** Start of Data rows **
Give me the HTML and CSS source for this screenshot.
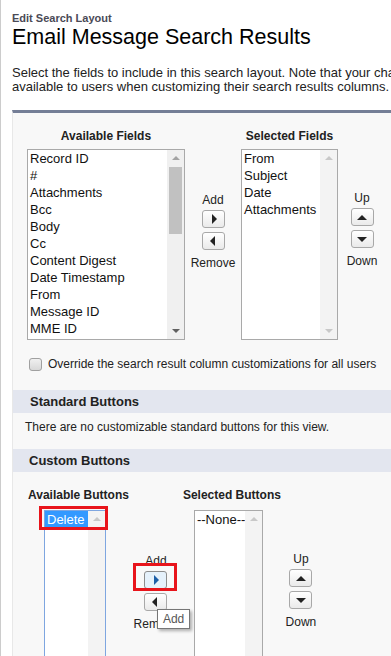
FILE: index.html
```html
<html>
<head>
  <title>Edit Search Layout</title>
  <link rel="stylesheet" href="styles.css">
</head>
<body><div id="page">
  <div class="head">
    <div class="crumb">Edit Search Layout</div>
    <h1>Email Message Search Results</h1>
    <p class="intro">Select the fields to include in this search layout. Note that your changes will be<br>available to users when customizing their search results columns.</p>
  </div>

  <div class="panel">
    <div class="duel">
      <div class="col avail">
        <div class="colhead">Available Fields</div>
        <div class="listbox big">
          <div class="items">
            <div>Record ID</div>
            <div>#</div>
            <div>Attachments</div>
            <div>Bcc</div>
            <div>Body</div>
            <div>Cc</div>
            <div>Content Digest</div>
            <div>Date Timestamp</div>
            <div>From</div>
            <div>Message ID</div>
            <div>MME ID</div>
          </div>
          <div class="sbar">
            <span class="arr up"></span>
            <span class="thumb"></span>
            <span class="arr down"></span>
          </div>
        </div>
      </div>
      <div class="mover">
        <div class="lbl">Add</div>
        <div class="btn"><span class="tri right"></span></div>
        <div class="btn"><span class="tri left"></span></div>
        <div class="lbl">Remove</div>
      </div>
      <div class="col sel">
        <div class="colhead">Selected Fields</div>
        <div class="listbox big">
          <div class="items">
            <div>From</div>
            <div>Subject</div>
            <div>Date</div>
            <div>Attachments</div>
          </div>
          <div class="sbar off">
            <span class="arr up"></span>
            <span class="arr down"></span>
          </div>
        </div>
      </div>
      <div class="mover order">
        <div class="lbl">Up</div>
        <div class="btn"><span class="tri upw"></span></div>
        <div class="btn"><span class="tri dn"></span></div>
        <div class="lbl">Down</div>
      </div>
    </div>

    <label class="override"><span class="check"></span>Override the search result column customizations for all users</label>

    <h3 class="sect">Standard Buttons</h3>
    <div class="note">There are no customizable standard buttons for this view.</div>

    <h3 class="sect custom">Custom Buttons</h3>
    <div class="duel small">
      <div class="col">
        <div class="colhead left">Available Buttons</div>
        <div class="listbox tall focus">
          <div class="items">
            <div class="picked">Delete</div>
          </div>
          <div class="sbar off">
            <span class="arr up"></span>
          </div>
          <div class="mark markbox"></div>
        </div>
      </div>
      <div class="mover sm">
        <div class="lbl">Add</div>
        <div class="btn hot"><span class="tri right"></span><div class="mark markbtn"></div></div>
        <div class="btn"><span class="tri left"></span></div>
        <div class="lbl">Remove</div>
        <div class="tip">Add</div>
      </div>
      <div class="col">
        <div class="colhead left">Selected Buttons</div>
        <div class="listbox tall narrow">
          <div class="items">
            <div>--None--</div>
          </div>
          <div class="sbar off">
            <span class="arr up"></span>
          </div>
        </div>
      </div>
      <div class="mover order sm">
        <div class="lbl">Up</div>
        <div class="btn"><span class="tri upw"></span></div>
        <div class="btn"><span class="tri dn"></span></div>
        <div class="lbl">Down</div>
      </div>
    </div>
  </div>
</div></body>
</html>
```

FILE: styles.css
```css
body {
  margin: 0px;
  background-color: #FFF;
  font-family: "Liberation Sans", Arial, sans-serif;
  color: #000;
  overflow: hidden;
}
#page {
  border-left: 1px solid #CCC;
  min-height: 656px;
  padding-left: 11px;
}
.head {
  padding-top: 12px;
}
.crumb {
  font-size: 11px;
  font-weight: bold;
  line-height: 13px;
  color: #4A4A56;
}
h1 {
  margin: 0;
  font-size: 21.5px;
  font-weight: normal;
  line-height: 24px;
}
.intro {
  margin: 17px 0 0 0;
  font-size: 13px;
  line-height: 14px;
  white-space: nowrap;
  color: #222;
}
.panel {
  margin-top: 16px;
  width: 600px;
  min-height: 540px;
  background-color: #F8F8F8;
  border-top: 3px solid #747E96;
  border-left: 1px solid #E8E8E8;
}

/* dueling list boxes */
.duel {
  display: flex;
  align-items: flex-start;
  padding: 16px 0 0 14px;
}
.col {
  display: flex;
  flex-direction: column;
}
.colhead {
  font-size: 12px;
  font-weight: bold;
  text-align: center;
  line-height: 14px;
  margin-bottom: 6px;
  color: #222;
}
.colhead.left {
  text-align: left;
}
.listbox {
  position: relative;
  display: flex;
  background-color: #FFF;
  border: 1px solid #A9A9A9;
  height: 189px;
}
.avail .listbox {
  width: 156px;
}
.sel .listbox {
  width: 95px;
}
.items {
  flex: 1;
  padding: 0 0 0 2px;
  font-size: 13px;
  line-height: 17px;
  color: #111;
  white-space: nowrap;
  overflow: hidden;
}
.sbar {
  position: relative;
  width: 17px;
  background-color: #F0F0F0;
}
.sbar.off {
  background-color: #F3F3F3;
}
.thumb {
  position: absolute;
  left: 2px;
  top: 17px;
  width: 13px;
  height: 67px;
  background-color: #C1C1C1;
}
.arr {
  position: absolute;
  left: 5px;
  width: 0;
  height: 0;
  border-left: 4px solid transparent;
  border-right: 4px solid transparent;
}
.arr.up {
  top: 6px;
  border-bottom: 4px solid #A3A3A3;
}
.arr.down {
  bottom: 6px;
  border-top: 4px solid #606060;
}
.sbar.off .arr.up {
  border-bottom-color: #C8C8C8;
}
.sbar.off .arr.down {
  border-top-color: #C8C8C8;
}

.mover {
  position: relative;
  display: flex;
  flex-direction: column;
  align-items: center;
  width: 56px;
  padding-top: 63px;
}
.mover.order {
  width: 48px;
  padding-top: 61px;
}
.lbl {
  font-size: 12px;
  line-height: 14px;
  margin: 1px 0 3px 0;
  color: #222;
}
.btn + .lbl {
  margin: 2px 0 0 0;
}
.btn {
  position: relative;
  width: 21px;
  height: 16px;
  margin-bottom: 4px;
  border: 1px solid #A8A8A8;
  border-radius: 3px;
  background: linear-gradient(#FFF, #EAEAEA);
  display: flex;
  align-items: center;
  justify-content: center;
}
.btn.hot {
  background: #E5F1FB;
  border-color: #8C8C8C;
}
.tri {
  width: 0;
  height: 0;
}
.tri.right {
  border-top: 5px solid transparent;
  border-bottom: 5px solid transparent;
  border-left: 5px solid #222;
  margin-left: 2px;
}
.btn.hot .tri.right {
  border-left-color: #1C5FA8;
}
.tri.left {
  border-top: 5px solid transparent;
  border-bottom: 5px solid transparent;
  border-right: 5px solid #222;
  margin-right: 2px;
}
.tri.upw {
  border-left: 5px solid transparent;
  border-right: 5px solid transparent;
  border-bottom: 5px solid #222;
}
.tri.dn {
  border-left: 5px solid transparent;
  border-right: 5px solid transparent;
  border-top: 5px solid #222;
}

.override {
  display: flex;
  align-items: center;
  margin: 17px 0 0 16px;
  font-size: 12px;
  color: #222;
}
.check {
  width: 11px;
  height: 11px;
  margin-right: 6px;
  border: 1px solid #A0A0A0;
  border-radius: 3px;
  background: linear-gradient(#F0F0F0, #D8D8D8);
}
.sect {
  margin: 19px 0 0 0;
  padding-left: 17px;
  height: 23px;
  line-height: 23px;
  font-size: 13px;
  background-color: #E3E6EF;
  color: #222;
}
.sect.custom {
  margin-top: 15px;
  padding-left: 16px;
}
.note {
  margin: 7px 0 0 12px;
  font-size: 12px;
  line-height: 14px;
  color: #222;
}

/* custom buttons */
.duel.small {
  padding: 16px 0 0 15px;
}
.duel.small .colhead {
  margin-bottom: 8px;
}
.listbox.tall {
  height: 160px;
  width: 60px;
  margin-left: 16px;
}
.listbox.narrow {
  width: 67px;
  margin-left: 11px;
}
.listbox.focus {
  border-color: #7EA6E0;
}
.picked {
  padding-left: 2px;
  margin-left: -2px;
  background-color: #3399FF;
  color: #FFF;
}
.mover.sm {
  width: 54px;
  padding-top: 65px;
}
.mover.order.sm {
  width: 40px;
  padding-top: 63px;
}
.mark {
  position: absolute;
  border: 3px solid #E8141B;
}
.markbox {
  left: -6px;
  top: -5px;
  width: 63px;
  height: 18px;
}
.markbtn {
  left: -12px;
  top: -9px;
  width: 38px;
  height: 22px;
}
.tip {
  position: absolute;
  left: 28px;
  top: 121px;
  padding: 2px 5px;
  font-size: 12px;
  line-height: 14px;
  color: #575757;
  background-color: #FFF;
  border: 1px solid #767676;
  box-shadow: 2px 2px 3px rgba(0, 0, 0, 0.3);
}
```
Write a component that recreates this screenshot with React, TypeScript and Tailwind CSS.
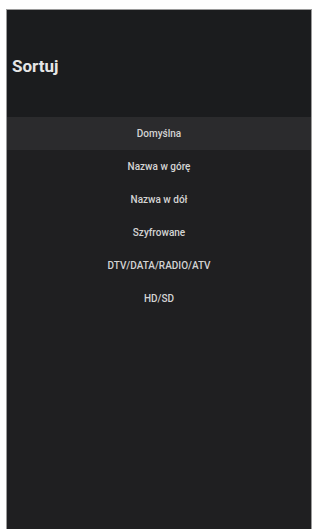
import React from 'react';

const OPTIONS = ['Domyślna', 'Nazwa w górę', 'Nazwa w dół', 'Szyfrowane', 'DTV/DATA/RADIO/ATV', 'HD/SD'];

export default function App() {
  return (
    <div className="w-[315px] h-[529px] bg-white pt-[9px] pl-[6px] pr-[3px] overflow-hidden" style={{ fontFamily: 'Roboto, "Liberation Sans", Arial, sans-serif' }}>
      <div className="h-full border-x border-t border-[#9a9a9a] bg-[#1f1f21] flex flex-col">
        <div className="h-[107px] bg-[#1b1c1e] flex items-center px-[5px] pt-[6px]">
          <h1 className="text-[17px] font-bold text-[#e6e6e6]">Sortuj</h1>
        </div>
        <div className="flex flex-col">
          {OPTIONS.map((o, i) => (
            <div
              key={o}
              className={`h-[33px] flex items-center justify-center text-[10px] font-medium text-[#d4d4d4] ${i === 0 ? 'bg-[#2b2b2d]' : ''}`}
            >
              {o}
            </div>
          ))}
        </div>
      </div>
    </div>
  );
}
** End of Data rows **
The exercise
Taking the entries above, extract every line from the one bearing "Write a component" through the one bearing "const OPTIONS = ['Domyślna', 'Nazwa", exactly, with no pictures.

Answer to the task
Write a component that recreates this screenshot with React, TypeScript and Tailwind CSS.
import React from 'react';

const OPTIONS = ['Domyślna', 'Nazwa w górę', 'Nazwa w dół', 'Szyfrowane', 'DTV/DATA/RADIO/ATV', 'HD/SD'];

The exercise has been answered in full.